While we are sitting in the office, our desperate cab driver already calls – the conversation in French on the phone goes as usual and I pass the phone directly to the lady from Lost & Found for simultaneous translation services. 😉
With about 45 minutes delay we meet our driver in front of the building. The starting point of our hike could be reached by public transport, but it is relatively tedious: from the airport to St. Denis and then with Citalis line 12 (St. Denis/Gare routière – Bassin Couderc) and further with cab bus 12a (Bassin Couderc – Aubanc or Val fleuri). The cab (booked in advance at home) costs 70 EUR. The ride goes first along the coastal road and then up a narrow and winding road.
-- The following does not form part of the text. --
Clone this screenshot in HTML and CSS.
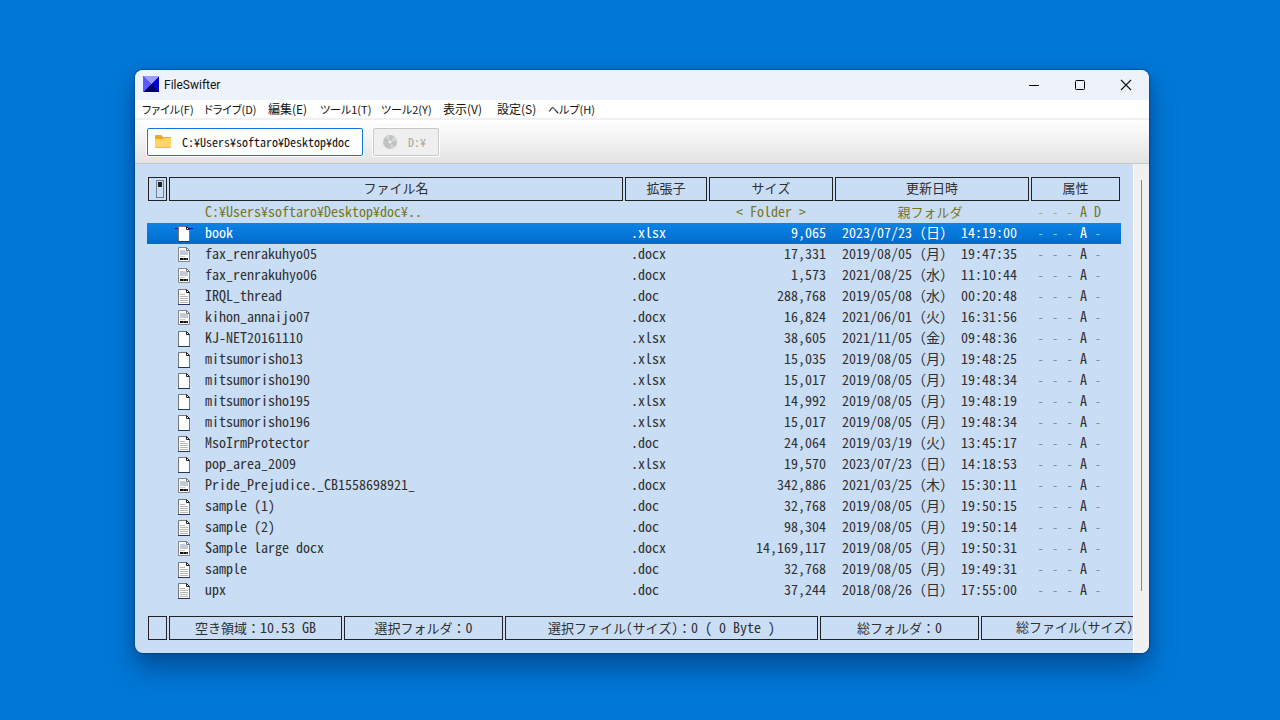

By the way, there are two places where you can start the tour, I didn’t realize that when planning our tour. I expected the hiking parking lot Mamode Camp at 1,200 m from various reports for the only starting point. However, on the map you can see that there is also a trail from “La Providence”, at about 100 m altitude, so you could do a good 1,100 additional meters of altitude on the 1st day.
Our driver was funny – obviously he himself has never been there and quite inconspicuously held the cell phone half-covered and looked there on the navigation app. At 10 o’clock, the friendly driver lets us out at the hiker parking lot and we are already alone in the forest. Adjust the backpack properly, lace up the shoes tightly, turn on the GPS logger, a kiss and off we go!